Alum Brian Mernoff Gives Seminar on Science Communication and Habitable Planets

Apr 10, 2024
Brian Mernoff, an alum of the University. He is standing next to heavy machinery and is wearing a blue T-shirt and tan cargo shorts. He's smiling while holding a staff.

Brian Mernoff '12.

 Brian Mernoff ’12, an alum of Westfield State, graduated in 2012 with a bachelor's degree in chemistry and math in addition to completing two secondary education teaching certificates. Now, he works for MIT AeroAstro in Cambridge, Massachusetts, as their Communication Lab and Open Education Manager, which educates graduate students in technical communication as they provide peer coaching services on relevant topics. Mernoff has been an educator for 15 years, teaching at Medford High School in Medford, Massachusetts for several years before working as the Education Coordinator and Manager for Science Education for the MIT Museum.

Mernoff was also a Peer Tutor for the University during his time here, “spending most of [my] time at the Tutoring and Learning Center. “I tutored for almost every math and chemistry class,” he said. “Even ones I was either currently taken or hadn’t taken at all, just because I really like teaching. The nursing program there had just started, and so I was one of the only people willing to tutor for their chemistry, drugs, and dosages classes, which was cool. I learned a lot, and people found my tutoring helpful.”

Challenging himself to learn new things or consistently deepening an already existing skillset is important to Mernoff, as his interests easily shift and expand. “I’m very conscious of how I’d like to learn something new, either a skill or build onto the ones I already have, at least once a year, just to remember what it’s like to be a student,” he said about it. “It’s super easy to forget.”

From Medford High School, Mernoff felt himself “hit a personal peak”. To keep from “burning out”, he applied at the MIT Museum in Cambridge and was soon hired as their Educaton Coordinator. “It was a really nice role because I was teaching,” he commented about the experience. “But I was also managing a classroom and part-time instructors. I also helped translate research into hands-on activities for people of all ages and developed things based on our galleries.”

Despite having no formal education in astronomy and rocketry, Mernoff has always been passionate about space, rocketry, astrophotography, 3D printing, and rocket models. By educating himself on these various subjects, Mernoff eventually designed the impressive 3-D printed James Webb Space Telescope, which can be downloaded from his personal website. Mernoff also dabbles in astrophotography using his regular camera.

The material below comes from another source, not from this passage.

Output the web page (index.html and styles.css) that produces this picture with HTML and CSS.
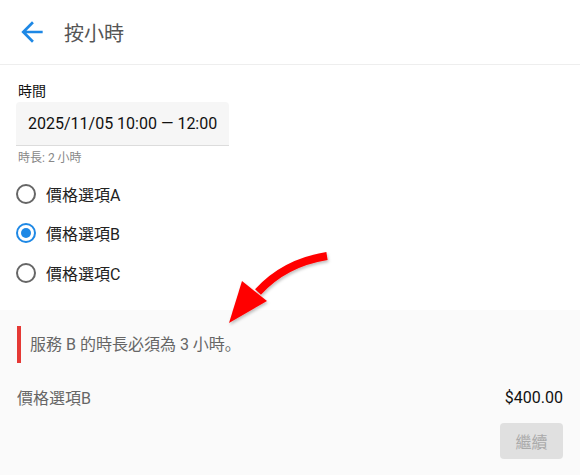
FILE: index.html
```html
<!DOCTYPE html>
<html lang="en">
<head>
    <meta charset="UTF-8">
    <meta name="viewport" content="width=device-width, initial-scale=1.0">
    <title>按小時</title>
    <link rel="stylesheet" href="styles.css">
</head>
<body>
    <div class="page">
        <div class="topbar">
            <svg class="back" width="32" height="32" viewBox="0 0 24 24">
                <path d="M20 11H7.83l5.59-5.59L12 4l-8 8 8 8 1.41-1.41L7.83 13H20v-2z" fill="#1e88e5"/>
            </svg>
            <h1 class="title">按小時</h1>
        </div>

        <div class="form">
            <label class="label">時間</label>
            <div class="field">2025/11/05 10:00 — 12:00</div>
            <p class="hint">時長: 2 小時</p>

            <div class="options">
                <div class="option"><span class="radio"></span>價格選項A</div>
                <div class="option"><span class="radio checked"></span>價格選項B</div>
                <div class="option"><span class="radio"></span>價格選項C</div>
            </div>
        </div>

        <div class="summary">
            <div class="alert">服務 B 的時長必須為 3 小時。</div>
            <div class="price-row">
                <span class="price-name">價格選項B</span>
                <span class="price">$400.00</span>
            </div>
            <div class="actions">
                <button class="next" disabled>繼續</button>
            </div>
        </div>

        <svg class="pointer" width="580" height="475" viewBox="0 0 580 475">
            <defs>
                <filter id="shade" x="-20%" y="-20%" width="140%" height="140%">
                    <feDropShadow dx="1" dy="2" stdDeviation="1.5" flood-color="#000" flood-opacity="0.25"/>
                </filter>
            </defs>
            <g filter="url(#shade)">
                <path d="M327 256 C302 260 278 270 258 292" fill="none" stroke="#ff0000" stroke-width="8"/>
                <polygon points="242,281 267,301 229,323" fill="#ff0000"/>
            </g>
        </svg>
    </div>
</body>
</html>
```

FILE: styles.css
```css
*{
    margin: 0;
    padding: 0;
    box-sizing: border-box;
}
body{
    font-family: Roboto, "Noto Sans CJK SC", sans-serif;
    background: #fff;
    color: #222;
}
.page{
    position: relative;
    width: 580px;
    height: 475px;
    overflow: hidden;
}
.topbar{
    height: 65px;
    display: flex;
    align-items: center;
    border-bottom: 1px solid #eeeeee;
    padding-left: 16px;
}
.back{
    display: block;
}
.title{
    font-size: 20px;
    font-weight: 400;
    color: #555;
    margin-left: 16px;
}
.form{
    padding: 16px 16px 0 16px;
}
.label{
    display: block;
    font-size: 14px;
    line-height: 20px;
    color: #111;
    margin-left: 2px;
}
.field{
    width: 213px;
    height: 44px;
    margin-top: 1px;
    background: #f6f6f6;
    border-radius: 4px 4px 0 0;
    border-bottom: 1px solid #dcdcdc;
    font-size: 16px;
    line-height: 43px;
    padding-left: 12px;
    color: #111;
}
.hint{
    font-size: 12px;
    line-height: 16px;
    color: #888;
    margin-top: 4px;
    margin-left: 2px;
}
.options{
    margin-top: 8px;
}
.option{
    display: flex;
    align-items: center;
    height: 39.5px;
    font-size: 16px;
    color: #222;
}
.radio{
    width: 20px;
    height: 20px;
    border: 2px solid #666;
    border-radius: 50%;
    margin-right: 10px;
    display: flex;
    align-items: center;
    justify-content: center;
}
.radio.checked{
    border-color: #1e88e5;
}
.radio.checked::after{
    content: "";
    width: 10px;
    height: 10px;
    border-radius: 50%;
    background: #1e88e5;
}
.summary{
    position: absolute;
    left: 0;
    right: 0;
    top: 310px;
    bottom: 0;
    background: #fafafa;
    padding: 16px 17px 0 17px;
}
.alert{
    border-left: 4px solid #e53935;
    height: 37px;
    line-height: 37px;
    padding-left: 9px;
    font-size: 16px;
    color: #666;
}
.price-row{
    display: flex;
    justify-content: space-between;
    align-items: center;
    margin-top: 22px;
    height: 24px;
    font-size: 16px;
}
.price-name{
    color: #666;
}
.price{
    color: #111;
}
.actions{
    display: flex;
    justify-content: flex-end;
    margin-top: 14px;
}
.next{
    width: 63px;
    height: 36px;
    border: none;
    border-radius: 4px;
    background: #e0e0e0;
    color: #aaa;
    font-family: Roboto, "Noto Sans CJK SC", sans-serif;
    font-size: 16px;
}
.pointer{
    position: absolute;
    left: 0;
    top: 0;
    pointer-events: none;
}
```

Karsten Theis, Professor of Chemical and Physical Sciences at the University and mentor of Mernoff, eventually reached out to him on LinkedIn and asked if he would be a guest speaker for the Current Topics class, taught by Ashley Evanoski-Cole.

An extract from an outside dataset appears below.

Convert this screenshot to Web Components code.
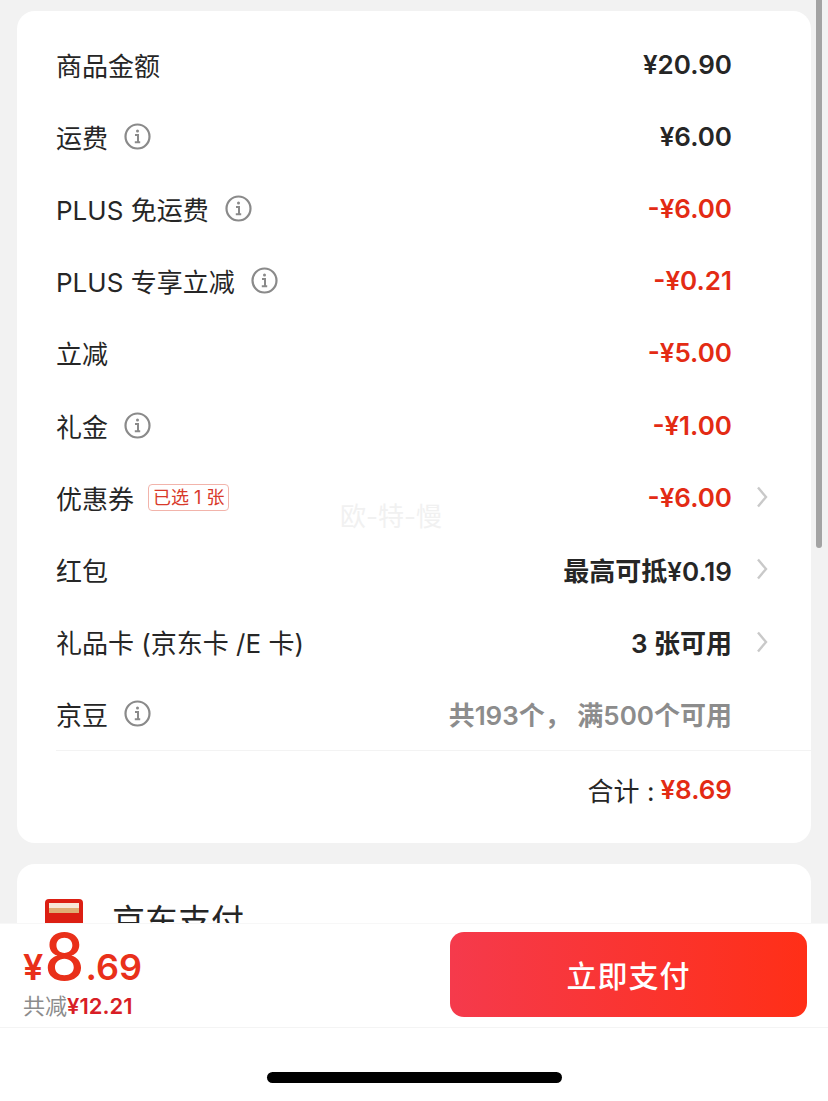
<!DOCTYPE html>
<html lang="zh">
<head>
<meta charset="utf-8">
<style>
html, body { margin: 0; height: 100%; }
body { background: #f2f2f2; font-family: "Inter", "Noto Sans CJK SC", sans-serif; color: #262626; overflow: hidden; }
</style>
</head>
<body>
<checkout-page>
  <fee-card>
    <fee-row label="商品金额">¥20.90</fee-row>
    <fee-row label="运费" info>¥6.00</fee-row>
    <fee-row label="PLUS 免运费" info tone="red">-¥6.00</fee-row>
    <fee-row label="PLUS 专享立减" info tone="red">-¥0.21</fee-row>
    <fee-row label="立减" tone="red">-¥5.00</fee-row>
    <fee-row label="礼金" info tone="red">-¥1.00</fee-row>
    <fee-row label="优惠券" tag="已选 1 张" arrow tone="red">-¥6.00</fee-row>
    <fee-row label="红包" arrow>最高可抵¥0.19</fee-row>
    <fee-row label="礼品卡 (京东卡 /E 卡)" arrow>3 张可用</fee-row>
    <fee-row label="京豆" info tone="gray">共193个， 满500个可用</fee-row>
    <fee-total amount="¥8.69"></fee-total>
  </fee-card>
  <pay-method>京东支付</pay-method>
  <pay-bar slot="bar" price="8" cents=".69" saved="¥12.21">立即支付</pay-bar>
</checkout-page>

<script>
const css = (s) => `<style>${s}</style>`;

class CheckoutPage extends HTMLElement {
  constructor() {
    super();
    this.attachShadow({ mode: 'open' }).innerHTML = css(`
      :host { display: flex; flex-direction: column; height: 1101px; position: relative; }
      .scroll { height: 923px; overflow: hidden; padding: 11px 17px 0; box-sizing: border-box; flex: none; }
      .bar { position: absolute; right: 6px; top: 0; width: 6px; height: 548px; background: #a3a3a3; border-radius: 0 0 3px 3px; }
      .mark { position: absolute; left: 340px; top: 500px; font-size: 26px; line-height: 34px; color: #f1f1f1; white-space: nowrap; }
    `) + `
      <div class="scroll"><slot></slot></div>
      <slot name="bar"></slot>
      <div class="bar"></div>
      <div class="mark">欧-特-慢</div>`;
  }
}

class FeeCard extends HTMLElement {
  constructor() {
    super();
    this.attachShadow({ mode: 'open' }).innerHTML = css(`
      :host { display: block; background: #fff; border-radius: 18px; padding: 17px 0 14px; margin-bottom: 21px; }
    `) + `<slot></slot>`;
  }
}

class FeeRow extends HTMLElement {
  constructor() {
    super();
    const tone = { red: '#e32b14', gray: '#8c8c8c' }[this.getAttribute('tone')] || '#262626';
    const tag = this.getAttribute('tag');
    this.attachShadow({ mode: 'open' }).innerHTML = css(`
      :host { display: flex; align-items: center; height: 72.2px; padding-left: 39px; font-size: 26px; }
      .label { white-space: nowrap; }
      .info { margin-left: 16px; width: 27px; height: 27px; flex: none; }
      .tag { margin-left: 14px; height: 25px; padding: 0 4px; border: 1px solid #f2b4ab; border-radius: 4px; font-size: 18px; line-height: 25px; color: #d8392a; white-space: nowrap; }
      .value { margin-left: auto; font-weight: 600; white-space: nowrap; color: ${tone}; }
      .end { width: 79px; flex: none; display: flex; padding-left: 24px; box-sizing: border-box; }
      .end svg { width: 12px; height: 22px; }
    `) + `
      <span class="label">${this.getAttribute('label')}</span>
      ${this.hasAttribute('info') ? `<svg class="info" viewBox="0 0 27 27" fill="none">
        <circle cx="13.5" cy="13.5" r="12" stroke="#8a8a8a" stroke-width="2.2"/>
        <circle cx="13.5" cy="8" r="1.5" fill="#8a8a8a"/>
        <path d="M11 12h3v7M10.8 19.2h5.4" stroke="#8a8a8a" stroke-width="2"/>
      </svg>` : ''}
      ${tag ? `<span class="tag">${tag}</span>` : ''}
      <span class="value"><slot></slot></span>
      <span class="end">${this.hasAttribute('arrow') ? `<svg viewBox="0 0 12 22" fill="none">
        <path d="M2 1.5 10 11 2 20.5" stroke="#c9c9c9" stroke-width="2.4"/>
      </svg>` : ''}</span>`;
  }
}

class FeeTotal extends HTMLElement {
  constructor() {
    super();
    this.attachShadow({ mode: 'open' }).innerHTML = css(`
      :host { display: flex; justify-content: flex-end; align-items: center; height: 78px; margin-left: 39px; padding-right: 79px; border-top: 1px solid #f3f3f3; font-size: 26px; white-space: nowrap; }
      b { font-weight: 600; color: #e32b14; margin-left: 6px; }
    `) + `<span>合计 :</span><b>${this.getAttribute('amount')}</b>`;
  }
}

class PayMethod extends HTMLElement {
  constructor() {
    super();
    this.attachShadow({ mode: 'open' }).innerHTML = css(`
      :host { display: flex; align-items: flex-start; height: 200px; background: #fff; border-radius: 18px; padding: 35px 0 0 28px; box-sizing: border-box; font-size: 33px; line-height: 46px; }
      svg { width: 38px; height: 34px; margin-right: 29px; flex: none; }
      span { margin-top: -1px; }
    `) + `
      <svg viewBox="0 0 38 34">
        <rect width="38" height="34" rx="4" fill="#dc1f13"/>
        <rect x="4" y="4" width="30" height="5" fill="#f8e8d8"/>
        <rect x="4" y="9" width="30" height="5" fill="#dfae74"/>
      </svg>
      <span><slot></slot></span>`;
  }
}

class PayBar extends HTMLElement {
  constructor() {
    super();
    this.attachShadow({ mode: 'open' }).innerHTML = css(`
      :host { display: block; background: #fff; flex: 1; }
      .top { display: flex; justify-content: space-between; align-items: center; height: 105px; padding: 0 21px 0 23px; box-sizing: border-box; border-top: 1px solid #f7f7f7; border-bottom: 1px solid #f4f4f4; }
      .price { display: flex; align-items: baseline; color: #e9301a; font-weight: 600; font-size: 36px; line-height: 52px; white-space: nowrap; margin-top: -2px; }
      .big { font-size: 64px; font-weight: 500; margin: 0 1px; }
      .save { font-size: 22px; line-height: 26px; color: #8c8c8c; white-space: nowrap; }
      .save b { color: #d81e26; font-weight: 600; }
      button { width: 357px; height: 85px; border: 0; border-radius: 14px; background: linear-gradient(90deg, #f53a4c, #ff2f17); color: #fff; font: 500 30px "Noto Sans CJK SC", sans-serif; letter-spacing: 1px; padding: 0; margin-bottom: 3px; }
      .home { display: flex; justify-content: flex-start; padding: 44px 0 0 267px; }
      .home i { display: block; width: 295px; height: 11px; border-radius: 6px; background: #000; }
    `) + `
      <div class="top">
        <div>
          <div class="price">¥<span class="big">${this.getAttribute('price')}</span>${this.getAttribute('cents')}</div>
          <div class="save">共减<b>${this.getAttribute('saved')}</b></div>
        </div>
        <button><slot></slot></button>
      </div>
      <div class="home"><i></i></div>`;
  }
}

customElements.define('checkout-page', CheckoutPage);
customElements.define('fee-card', FeeCard);
customElements.define('fee-row', FeeRow);
customElements.define('fee-total', FeeTotal);
customElements.define('pay-method', PayMethod);
customElements.define('pay-bar', PayBar);
</script>
</body>
</html>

Mernoff adapted his address with the goal of engaging the group in active learning and providing an example in how to engage new audiences with STEAM processes, as opposed to the traditional passive lecture. The event began with a brief intro to Mernoff's career path, along with his professional goal of engaging diverse audiences with a number of scientific processes, experimental design, and current topics and research. Following this, he then implemented an Exoplanet Mystery workshop with the attendees.

“I adapted a workshop developed for middle schoolers, high schoolers, and adults at the MIT Museum,” Mernoff said. “It was nice because we had some undergraduates, but also a lot of professors who knew me from when I was a student. The students each had different data they had to decode and analyze, and then come together and tell me about the exoplanet that was discovered. They also had to debate with each other on the exoplanets themselves and were super engaged with that. It was really cool. Even the professors were into it. It was fun seeing their reactions.”

Mernoff was additionally given a tour of the newly renovated Parenzo Hall and its Research, Innovation, Design, and Entrepreneurial Center (RIDE). He said that “it was nice to be back” and exciting to see how the spaces he used to inhabit have evolved along the years. As he has experience with utilizing and planning designs for laboratories and educational facilities, Mernoff described the renovations as “incredible” and “well designed”.

Overall, Mernoff believes the University to be a place of connection, where students can form bonds and build relations with not only peers, but faculty members that are invested in students’ success. “My former professors still reach out to me, and it’s been twelve years,” he said. “We have very good relationships, and Westfield State offers quality learning experiences that I use in my role as an educator and manager.”